Sphere testifies about the Miller Revolution, and is familiar with arborist's rigs.
In my just-for yucks pics, I am wearing a cheapo fall-arrest, minus the shock-absorber lead. My daughter is wearing my arborist's rig, which I use a lot.
I like that I tie in in front with the arborist’s rig: It’s often the only thing keeping me on the roof, so I need to be able to slide my Prusik (ascender knot) up and down the main line to maintain tension wherever I’m working.
With the line in front, arborists ascend and descend their lines all the time.
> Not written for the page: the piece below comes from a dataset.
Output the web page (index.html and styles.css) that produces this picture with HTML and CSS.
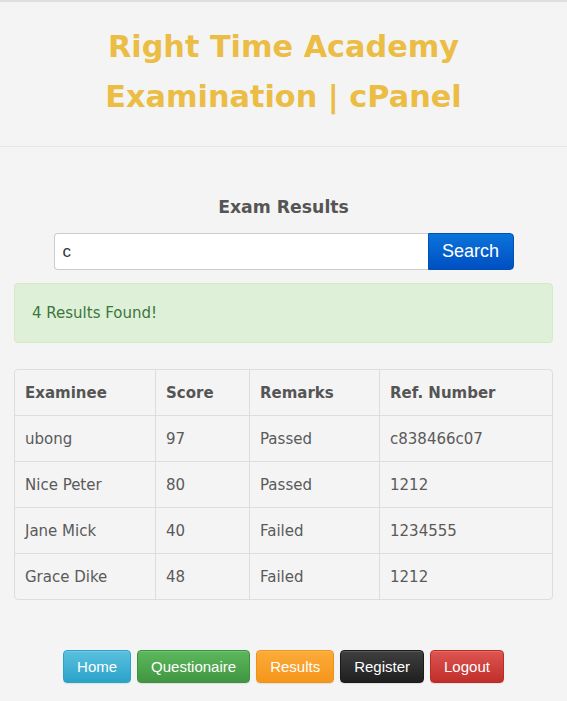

Why can’t we rig up like that?
A dorsal attachment point might do a better job of protecting you from injury in a fall, but leaves you completely passive.
Miller makes a Relief Step accessory (attach one, or even better two, they fit most harnesses) that allows you to stand up, work your legs, and buy some time while you’re hanging after a fall. They're clipped in, then Velcroed up out of the way. Peel the straps free, and step into the loops.
But they won’t let you descend.
Someone recently posted on BT about having a company-policy write-up on site explaining that they didn’t follow the standard wall-walking rules because their way was better and safer, and that their employees were trained. His insurance guy, at least, bought the concept. I don’t know if he ever had to go up against OSHA, though.
I think a good case could be made for breaking the rules, and working with a descendable system.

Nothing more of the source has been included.